Answer to Question #251281 in Microeconomics for sham

Question #251281

Qd = 180 - 2P,

Qs = ‐ 15 + P

The market is government-regulated with a price support per unit and production quotas. If the price is set at $72 per unit, what production quota is needed to make sure there are no shortages or surpluses?


a.an increase in the demand for the good. new demand equation is Qd = 190 - 2P. The government is trying to decide between two options:

Maintain the number of quotas and let the market adjust, or

Maintain the price support and increase the number of quotas.


Suppose that the government decides to maintain the number of quotas and let the market adjust, what is:

The price observed in the market?

The consumer surplus?

The producer surplus?

The deadweight loss?


b. Suppose the government decides to increase the number of quotas available to 72 units but it keeps the price support at the current level of $72, what is:

The consumer surplus?

The producer surplus?

The deadweight loss?


c. Which of the government options in 1a. will be preferred by: The Producers? The Society?


1
Expert's answer
2021-10-14T10:49:01-0400

Solution:

First, derive the equilibrium price and quantity:

At equilibrium: Qd = Qs

180 – 2P = -15 + P

180 + 15 = P + 2P

195 = 3P

P = 65

Equilibrium price = 65

Substitute in either the demand or supply function to derive quantity:

Qd = 180 – 2P = 180 – 2(65) = 180 – 130 = 50

Equilibrium quantity = 50

The price of $72 is above the equilibrium price of $65. When a price floor is set above the equilibrium price, quantity supplied will exceed quantity demanded, and excess supply or surpluses will arise in the market.
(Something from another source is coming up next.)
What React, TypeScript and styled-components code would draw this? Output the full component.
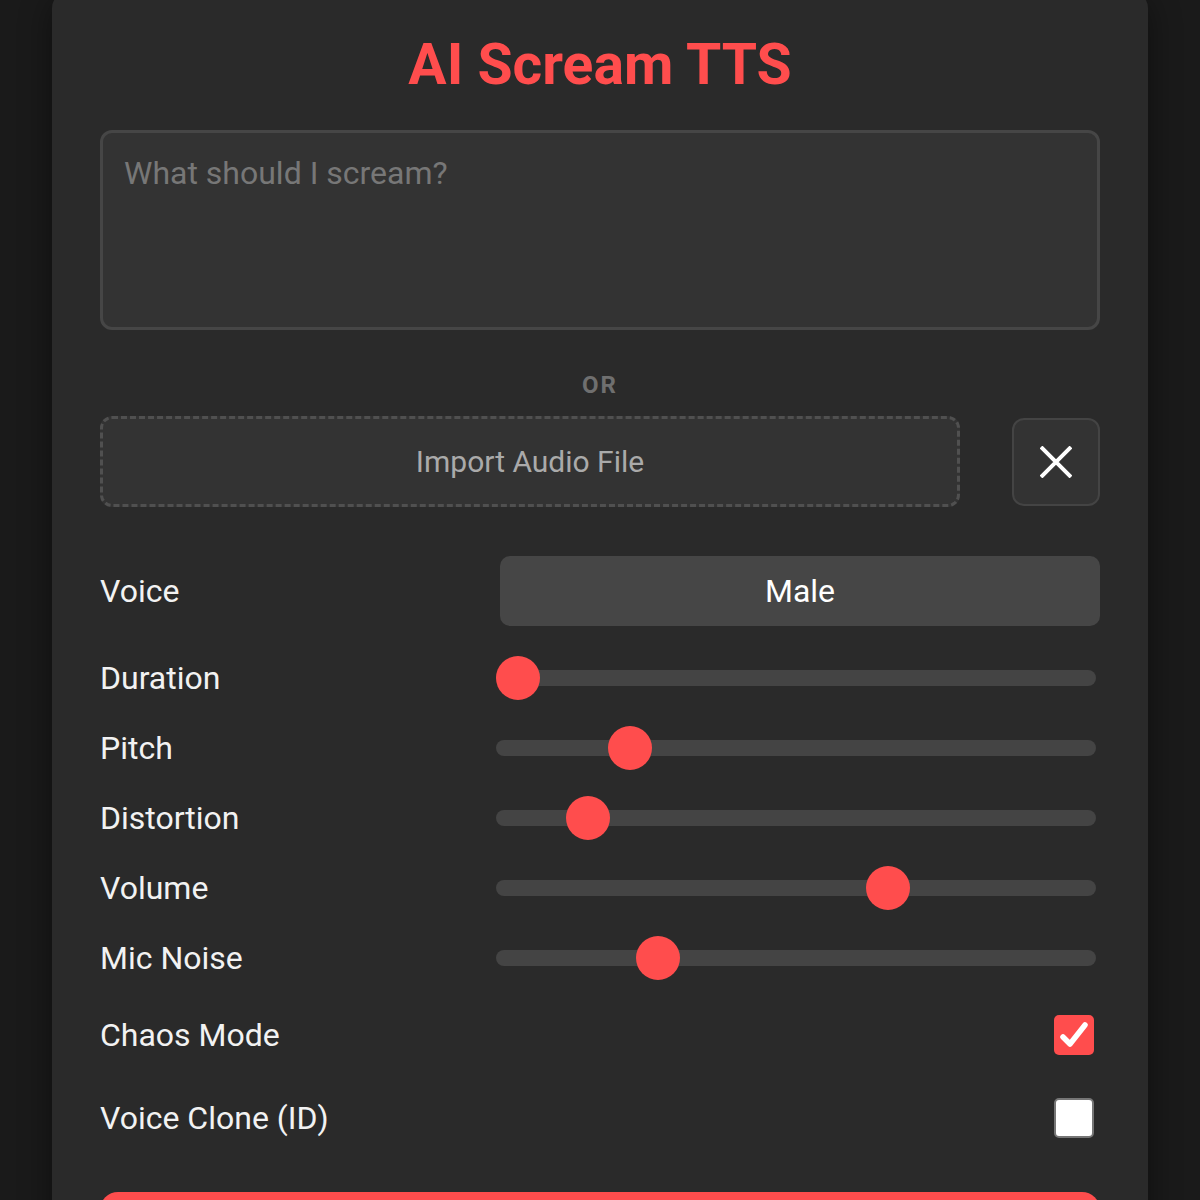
import React, { useState } from 'react';
import styled, { createGlobalStyle } from 'styled-components';

const GlobalStyle = createGlobalStyle`
    html, body {
        margin: 0;
        padding: 0;
        background: #1a1a1a;
        font-family: Roboto, "Liberation Sans", Arial, sans-serif;
    }
    * {
        box-sizing: border-box;
    }
`;

const Page = styled.div`
    width: 100%;
    display: flex;
    justify-content: center;
`;

const Card = styled.div`
    width: 1096px;
    margin-top: -8px;
    padding: 38px 48px 48px;
    background: #2a2a2a;
    border-radius: 16px;
    box-shadow: 0 8px 32px rgba(0, 0, 0, 0.45);
    display: flex;
    flex-direction: column;
`;

const Title = styled.h1`
    margin: 0 0 30px;
    font-size: 57px;
    line-height: 70px;
    font-weight: 700;
    color: #ff4d4d;
    text-align: center;
`;

const ScreamInput = styled.textarea`
    width: 100%;
    height: 200px;
    padding: 21px 21px;
    background: #333333;
    border: 3px solid #464646;
    border-radius: 12px;
    color: #eeeeee;
    font-family: inherit;
    font-size: 32px;
    resize: none;
    outline: none;

    &::placeholder {
        color: #777777;
    }
`;

const Divider = styled.div`
    margin: 40px 0 16px;
    text-align: center;
    font-size: 24px;
    line-height: 30px;
    font-weight: 700;
    letter-spacing: 2px;
    color: #6f6f6f;
`;

const ImportRow = styled.div`
    display: flex;
    align-items: center;
    gap: 52px;
`;

const DropZone = styled.button`
    flex: 1;
    height: 91px;
    background: #333333;
    border: 3px dashed #505050;
    border-radius: 12px;
    color: #aaaaaa;
    font-family: inherit;
    font-size: 30px;
    cursor: pointer;
`;

const ClearButton = styled.button`
    width: 88px;
    height: 88px;
    display: flex;
    align-items: center;
    justify-content: center;
    background: #333333;
    border: 2px solid #444444;
    border-radius: 12px;
    cursor: pointer;
    padding: 0;
`;

const Settings = styled.div`
    margin-top: 49px;
    display: flex;
    flex-direction: column;
`;

const Row = styled.div<{ $height: number; $gapAfter?: number }>`
    height: ${p => p.$height}px;
    margin-bottom: ${p => p.$gapAfter || 0}px;
    display: grid;
    grid-template-columns: 400px 600px;
    align-items: center;
`;

const Label = styled.span`
    font-size: 32px;
    color: #f2f2f2;
`;

const SelectButton = styled.button`
    height: 70px;
    width: 100%;
    background: #464646;
    border: none;
    border-radius: 10px;
    color: #ffffff;
    font-family: inherit;
    font-size: 32px;
    cursor: pointer;
`;

const Range = styled.input`
    -webkit-appearance: none;
    appearance: none;
    width: 600px;
    height: 44px;
    margin: 0 0 0 -4px;
    background: transparent;
    cursor: pointer;

    &::-webkit-slider-runnable-track {
        height: 16px;
        border-radius: 8px;
        background: #444444;
    }

    &::-webkit-slider-thumb {
        -webkit-appearance: none;
        width: 44px;
        height: 44px;
        margin-top: -14px;
        border-radius: 50%;
        background: #ff4d4d;
        border: none;
    }
`;

const CheckCell = styled.div`
    display: flex;
    justify-content: flex-end;
    padding-right: 6px;
`;

const CheckBox = styled.button<{ $checked: boolean }>`
    width: 40px;
    height: 40px;
    padding: 0;
    border-radius: 5px;
    display: flex;
    align-items: center;
    justify-content: center;
    cursor: pointer;
    background: ${p => (p.$checked ? '#ff4d4d' : '#ffffff')};
    border: ${p => (p.$checked ? 'none' : '2px solid #767676')};
`;

const GenerateButton = styled.button`
    margin-top: 33px;
    height: 110px;
    width: 100%;
    background: #ff4d4d;
    border: none;
    border-radius: 18px;
    color: #ffffff;
    font-family: inherit;
    font-size: 32px;
    font-weight: 700;
`;

const sliderDefaults = [
    { key: 'duration', label: 'Duration', value: 0 },
    { key: 'pitch', label: 'Pitch', value: 20.2 },
    { key: 'distortion', label: 'Distortion', value: 12.6 },
    { key: 'volume', label: 'Volume', value: 66.5 },
    { key: 'noise', label: 'Mic Noise', value: 25.2 },
];

const CloseGlyph = () => (
    <svg width="32" height="32" viewBox="0 0 32 32">
        <path d="M1 1 L31 31 M31 1 L1 31" stroke="#ffffff" strokeWidth="4" fill="none" />
    </svg>
);

const CheckGlyph = () => (
    <svg width="40" height="40" viewBox="0 0 40 40">
        <path d="M9 22 L16 29 L31 10" stroke="#ffffff" strokeWidth="5.5" strokeLinecap="round" strokeLinejoin="round" fill="none" />
    </svg>
);

const App: React.FC = () => {
    const [text, setText] = useState('');
    const [values, setValues] = useState<Record<string, number>>(
        Object.fromEntries(sliderDefaults.map(s => [s.key, s.value]))
    );
    const [chaos, setChaos] = useState(true);
    const [clone, setClone] = useState(false);

    return (
        <Page>
            <GlobalStyle />
            <Card>
                <Title>AI Scream TTS</Title>
                <ScreamInput
                    placeholder="What should I scream?"
                    value={text}
                    onChange={e => setText(e.target.value)}
                />
                <Divider>OR</Divider>
                <ImportRow>
                    <DropZone>Import Audio File</DropZone>
                    <ClearButton aria-label="Clear audio">
                        <CloseGlyph />
                    </ClearButton>
                </ImportRow>

                <Settings>
                    <Row $height={70} $gapAfter={17}>
                        <Label>Voice</Label>
                        <SelectButton>Male</SelectButton>
                    </Row>
                    {sliderDefaults.map(s => (
                        <Row key={s.key} $height={70}>
                            <Label>{s.label}</Label>
                            <Range
                                type="range"
                                min={0}
                                max={100}
                                step="any"
                                value={values[s.key]}
                                onChange={e => setValues({ ...values, [s.key]: Number(e.target.value) })}
                            />
                        </Row>
                    ))}
                    <Row $height={83}>
                        <Label>Chaos Mode</Label>
                        <CheckCell>
                            <CheckBox $checked={chaos} onClick={() => setChaos(!chaos)}>
                                {chaos && <CheckGlyph />}
                            </CheckBox>
                        </CheckCell>
                    </Row>
                    <Row $height={83}>
                        <Label>Voice Clone (ID)</Label>
                        <CheckCell>
                            <CheckBox $checked={clone} onClick={() => setClone(!clone)}>
                                {clone && <CheckGlyph />}
                            </CheckBox>
                        </CheckCell>
                    </Row>
                </Settings>

                <GenerateButton>SCREAM!</GenerateButton>
            </Card>
        </Page>
    );
};

export default App;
The government can, therefore, set a production quota of 30 units to eliminate surpluses in the market.

 

a.). New Qd = 190 – 2P

Calculate new equilibrium price and quantity:

190 – 2P = -15 + P

190 + 15 = P + 2P

205 = 3P

P = 68

New equilibrium price = 68

The government should Maintain the number of quotas and let the market adjust since the price is decreasing.

 

The price observed in the market = $68

The consumer surplus = 45

The producer surplus = 225

The deadweight loss = 30


c.). Price controls will be preferred by the society, while the producers will prefer production quotas.